Write out the entire listing below exactly as it appears, minus any pictures.
[BEGIN PROVIDED DATA]
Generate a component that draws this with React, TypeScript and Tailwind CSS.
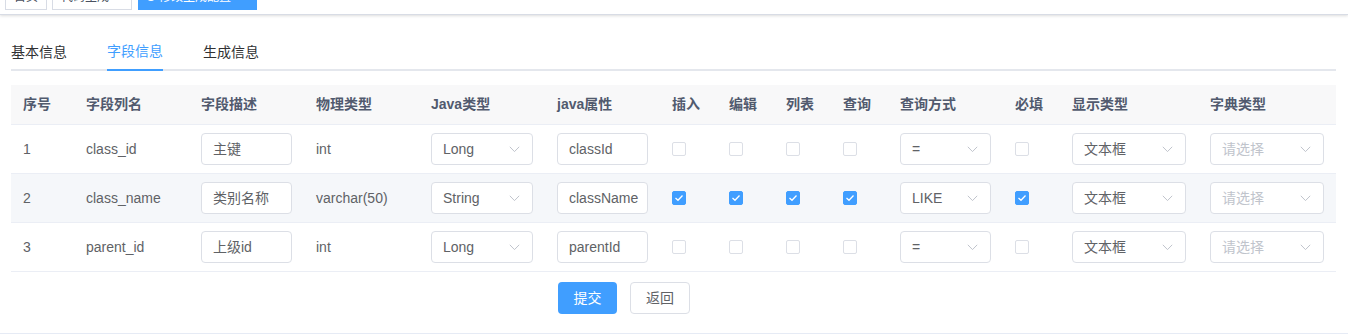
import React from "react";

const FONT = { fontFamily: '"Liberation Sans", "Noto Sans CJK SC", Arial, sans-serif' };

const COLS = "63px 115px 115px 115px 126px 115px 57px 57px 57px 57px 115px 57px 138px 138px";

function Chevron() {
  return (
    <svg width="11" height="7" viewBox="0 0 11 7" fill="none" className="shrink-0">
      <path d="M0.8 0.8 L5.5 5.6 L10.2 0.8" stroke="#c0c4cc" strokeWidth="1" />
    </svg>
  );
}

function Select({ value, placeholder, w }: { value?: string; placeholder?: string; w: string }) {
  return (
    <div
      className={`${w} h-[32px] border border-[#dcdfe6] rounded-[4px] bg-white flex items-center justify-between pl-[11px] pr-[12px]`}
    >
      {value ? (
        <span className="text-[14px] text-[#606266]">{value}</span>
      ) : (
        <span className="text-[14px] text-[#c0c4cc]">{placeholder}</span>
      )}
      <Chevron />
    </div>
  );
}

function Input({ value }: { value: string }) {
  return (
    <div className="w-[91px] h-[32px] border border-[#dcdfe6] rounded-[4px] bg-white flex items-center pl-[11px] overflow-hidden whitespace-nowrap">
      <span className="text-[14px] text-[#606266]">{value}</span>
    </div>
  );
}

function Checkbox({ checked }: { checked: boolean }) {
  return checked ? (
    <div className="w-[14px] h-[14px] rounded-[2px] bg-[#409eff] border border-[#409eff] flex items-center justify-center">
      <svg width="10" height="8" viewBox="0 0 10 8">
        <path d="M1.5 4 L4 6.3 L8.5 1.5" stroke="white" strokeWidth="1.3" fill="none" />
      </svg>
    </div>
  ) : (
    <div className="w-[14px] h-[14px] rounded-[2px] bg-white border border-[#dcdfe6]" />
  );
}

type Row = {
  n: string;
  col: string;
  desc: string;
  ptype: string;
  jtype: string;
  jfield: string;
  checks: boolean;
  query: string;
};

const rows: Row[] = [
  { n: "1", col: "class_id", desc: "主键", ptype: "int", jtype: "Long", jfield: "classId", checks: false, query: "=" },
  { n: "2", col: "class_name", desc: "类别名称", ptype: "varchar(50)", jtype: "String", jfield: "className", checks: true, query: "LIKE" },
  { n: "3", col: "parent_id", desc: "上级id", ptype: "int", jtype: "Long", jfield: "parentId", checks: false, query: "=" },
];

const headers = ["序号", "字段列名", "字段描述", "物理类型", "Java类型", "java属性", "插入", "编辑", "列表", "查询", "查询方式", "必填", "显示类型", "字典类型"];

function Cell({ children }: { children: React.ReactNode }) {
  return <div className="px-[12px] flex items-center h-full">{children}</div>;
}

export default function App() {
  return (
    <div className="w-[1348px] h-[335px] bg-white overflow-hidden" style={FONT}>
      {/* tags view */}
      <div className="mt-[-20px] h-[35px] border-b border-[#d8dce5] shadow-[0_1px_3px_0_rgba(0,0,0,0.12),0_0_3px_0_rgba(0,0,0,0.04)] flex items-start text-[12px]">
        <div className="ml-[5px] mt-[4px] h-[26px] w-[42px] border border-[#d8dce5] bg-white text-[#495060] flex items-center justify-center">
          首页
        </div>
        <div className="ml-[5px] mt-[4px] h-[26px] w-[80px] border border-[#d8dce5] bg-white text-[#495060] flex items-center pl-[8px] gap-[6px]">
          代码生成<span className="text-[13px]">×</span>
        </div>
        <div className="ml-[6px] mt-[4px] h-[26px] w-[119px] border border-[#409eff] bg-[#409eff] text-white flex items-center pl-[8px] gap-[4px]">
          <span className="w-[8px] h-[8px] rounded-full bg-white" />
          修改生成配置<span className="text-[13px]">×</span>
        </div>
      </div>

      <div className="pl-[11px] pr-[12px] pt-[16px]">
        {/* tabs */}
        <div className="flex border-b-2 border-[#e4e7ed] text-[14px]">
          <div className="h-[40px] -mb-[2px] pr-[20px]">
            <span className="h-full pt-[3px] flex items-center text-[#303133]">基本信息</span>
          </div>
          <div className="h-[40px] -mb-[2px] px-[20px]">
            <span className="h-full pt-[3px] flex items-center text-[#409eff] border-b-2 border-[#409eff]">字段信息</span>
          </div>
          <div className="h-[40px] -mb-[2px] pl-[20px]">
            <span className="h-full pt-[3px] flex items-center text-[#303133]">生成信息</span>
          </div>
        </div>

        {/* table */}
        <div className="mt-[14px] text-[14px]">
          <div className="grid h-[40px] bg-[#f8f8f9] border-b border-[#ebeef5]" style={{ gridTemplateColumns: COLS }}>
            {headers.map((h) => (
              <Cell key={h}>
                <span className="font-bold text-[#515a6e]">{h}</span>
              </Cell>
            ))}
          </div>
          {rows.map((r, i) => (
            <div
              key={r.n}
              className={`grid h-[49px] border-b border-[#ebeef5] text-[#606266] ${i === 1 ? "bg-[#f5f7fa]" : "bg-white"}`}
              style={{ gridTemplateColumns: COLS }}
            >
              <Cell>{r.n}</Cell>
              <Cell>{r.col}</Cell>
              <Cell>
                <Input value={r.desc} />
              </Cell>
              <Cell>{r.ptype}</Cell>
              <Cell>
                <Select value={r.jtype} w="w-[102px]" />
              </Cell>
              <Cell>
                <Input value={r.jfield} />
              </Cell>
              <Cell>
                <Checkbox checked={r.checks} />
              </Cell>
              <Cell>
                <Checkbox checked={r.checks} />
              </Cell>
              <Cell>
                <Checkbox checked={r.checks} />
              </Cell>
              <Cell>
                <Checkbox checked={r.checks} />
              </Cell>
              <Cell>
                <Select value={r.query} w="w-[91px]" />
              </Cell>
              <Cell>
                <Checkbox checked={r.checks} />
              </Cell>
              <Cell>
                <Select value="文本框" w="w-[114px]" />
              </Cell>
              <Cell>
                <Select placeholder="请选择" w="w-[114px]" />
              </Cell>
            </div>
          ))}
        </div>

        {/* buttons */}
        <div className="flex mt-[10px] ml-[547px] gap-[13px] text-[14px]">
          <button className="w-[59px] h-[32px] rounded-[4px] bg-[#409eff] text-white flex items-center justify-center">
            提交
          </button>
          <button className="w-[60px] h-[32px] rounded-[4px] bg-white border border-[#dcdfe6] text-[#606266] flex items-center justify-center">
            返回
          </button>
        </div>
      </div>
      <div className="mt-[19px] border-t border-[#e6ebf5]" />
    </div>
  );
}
[END PROVIDED DATA]
TASK OUTPUT:
Generate a component that draws this with React, TypeScript and Tailwind CSS.
import React from "react";

const FONT = { fontFamily: '"Liberation Sans", "Noto Sans CJK SC", Arial, sans-serif' };

const COLS = "63px 115px 115px 115px 126px 115px 57px 57px 57px 57px 115px 57px 138px 138px";

function Chevron() {
  return (
    <svg width="11" height="7" viewBox="0 0 11 7" fill="none" className="shrink-0">
      <path d="M0.8 0.8 L5.5 5.6 L10.2 0.8" stroke="#c0c4cc" strokeWidth="1" />
    </svg>
  );
}

function Select({ value, placeholder, w }: { value?: string; placeholder?: string; w: string }) {
  return (
    <div
      className={`${w} h-[32px] border border-[#dcdfe6] rounded-[4px] bg-white flex items-center justify-between pl-[11px] pr-[12px]`}
    >
      {value ? (
        <span className="text-[14px] text-[#606266]">{value}</span>
      ) : (
        <span className="text-[14px] text-[#c0c4cc]">{placeholder}</span>
      )}
      <Chevron />
    </div>
  );
}

function Input({ value }: { value: string }) {
  return (
    <div className="w-[91px] h-[32px] border border-[#dcdfe6] rounded-[4px] bg-white flex items-center pl-[11px] overflow-hidden whitespace-nowrap">
      <span className="text-[14px] text-[#606266]">{value}</span>
    </div>
  );
}

function Checkbox({ checked }: { checked: boolean }) {
  return checked ? (
    <div className="w-[14px] h-[14px] rounded-[2px] bg-[#409eff] border border-[#409eff] flex items-center justify-center">
      <svg width="10" height="8" viewBox="0 0 10 8">
        <path d="M1.5 4 L4 6.3 L8.5 1.5" stroke="white" strokeWidth="1.3" fill="none" />
      </svg>
    </div>
  ) : (
    <div className="w-[14px] h-[14px] rounded-[2px] bg-white border border-[#dcdfe6]" />
  );
}

type Row = {
  n: string;
  col: string;
  desc: string;
  ptype: string;
  jtype: string;
  jfield: string;
  checks: boolean;
  query: string;
};

const rows: Row[] = [
  { n: "1", col: "class_id", desc: "主键", ptype: "int", jtype: "Long", jfield: "classId", checks: false, query: "=" },
  { n: "2", col: "class_name", desc: "类别名称", ptype: "varchar(50)", jtype: "String", jfield: "className", checks: true, query: "LIKE" },
  { n: "3", col: "parent_id", desc: "上级id", ptype: "int", jtype: "Long", jfield: "parentId", checks: false, query: "=" },
];

const headers = ["序号", "字段列名", "字段描述", "物理类型", "Java类型", "java属性", "插入", "编辑", "列表", "查询", "查询方式", "必填", "显示类型", "字典类型"];

function Cell({ children }: { children: React.ReactNode }) {
  return <div className="px-[12px] flex items-center h-full">{children}</div>;
}

export default function App() {
  return (
    <div className="w-[1348px] h-[335px] bg-white overflow-hidden" style={FONT}>
      {/* tags view */}
      <div className="mt-[-20px] h-[35px] border-b border-[#d8dce5] shadow-[0_1px_3px_0_rgba(0,0,0,0.12),0_0_3px_0_rgba(0,0,0,0.04)] flex items-start text-[12px]">
        <div className="ml-[5px] mt-[4px] h-[26px] w-[42px] border border-[#d8dce5] bg-white text-[#495060] flex items-center justify-center">
          首页
        </div>
        <div className="ml-[5px] mt-[4px] h-[26px] w-[80px] border border-[#d8dce5] bg-white text-[#495060] flex items-center pl-[8px] gap-[6px]">
          代码生成<span className="text-[13px]">×</span>
        </div>
        <div className="ml-[6px] mt-[4px] h-[26px] w-[119px] border border-[#409eff] bg-[#409eff] text-white flex items-center pl-[8px] gap-[4px]">
          <span className="w-[8px] h-[8px] rounded-full bg-white" />
          修改生成配置<span className="text-[13px]">×</span>
        </div>
      </div>

      <div className="pl-[11px] pr-[12px] pt-[16px]">
        {/* tabs */}
        <div className="flex border-b-2 border-[#e4e7ed] text-[14px]">
          <div className="h-[40px] -mb-[2px] pr-[20px]">
            <span className="h-full pt-[3px] flex items-center text-[#303133]">基本信息</span>
          </div>
          <div className="h-[40px] -mb-[2px] px-[20px]">
            <span className="h-full pt-[3px] flex items-center text-[#409eff] border-b-2 border-[#409eff]">字段信息</span>
          </div>
          <div className="h-[40px] -mb-[2px] pl-[20px]">
            <span className="h-full pt-[3px] flex items-center text-[#303133]">生成信息</span>
          </div>
        </div>

        {/* table */}
        <div className="mt-[14px] text-[14px]">
          <div className="grid h-[40px] bg-[#f8f8f9] border-b border-[#ebeef5]" style={{ gridTemplateColumns: COLS }}>
            {headers.map((h) => (
              <Cell key={h}>
                <span className="font-bold text-[#515a6e]">{h}</span>
              </Cell>
            ))}
          </div>
          {rows.map((r, i) => (
            <div
              key={r.n}
              className={`grid h-[49px] border-b border-[#ebeef5] text-[#606266] ${i === 1 ? "bg-[#f5f7fa]" : "bg-white"}`}
              style={{ gridTemplateColumns: COLS }}
            >
              <Cell>{r.n}</Cell>
              <Cell>{r.col}</Cell>
              <Cell>
                <Input value={r.desc} />
              </Cell>
              <Cell>{r.ptype}</Cell>
              <Cell>
                <Select value={r.jtype} w="w-[102px]" />
              </Cell>
              <Cell>
                <Input value={r.jfield} />
              </Cell>
              <Cell>
                <Checkbox checked={r.checks} />
              </Cell>
              <Cell>
                <Checkbox checked={r.checks} />
              </Cell>
              <Cell>
                <Checkbox checked={r.checks} />
              </Cell>
              <Cell>
                <Checkbox checked={r.checks} />
              </Cell>
              <Cell>
                <Select value={r.query} w="w-[91px]" />
              </Cell>
              <Cell>
                <Checkbox checked={r.checks} />
              </Cell>
              <Cell>
                <Select value="文本框" w="w-[114px]" />
              </Cell>
              <Cell>
                <Select placeholder="请选择" w="w-[114px]" />
              </Cell>
            </div>
          ))}
        </div>

        {/* buttons */}
        <div className="flex mt-[10px] ml-[547px] gap-[13px] text-[14px]">
          <button className="w-[59px] h-[32px] rounded-[4px] bg-[#409eff] text-white flex items-center justify-center">
            提交
          </button>
          <button className="w-[60px] h-[32px] rounded-[4px] bg-white border border-[#dcdfe6] text-[#606266] flex items-center justify-center">
            返回
          </button>
        </div>
      </div>
      <div className="mt-[19px] border-t border-[#e6ebf5]" />
    </div>
  );
}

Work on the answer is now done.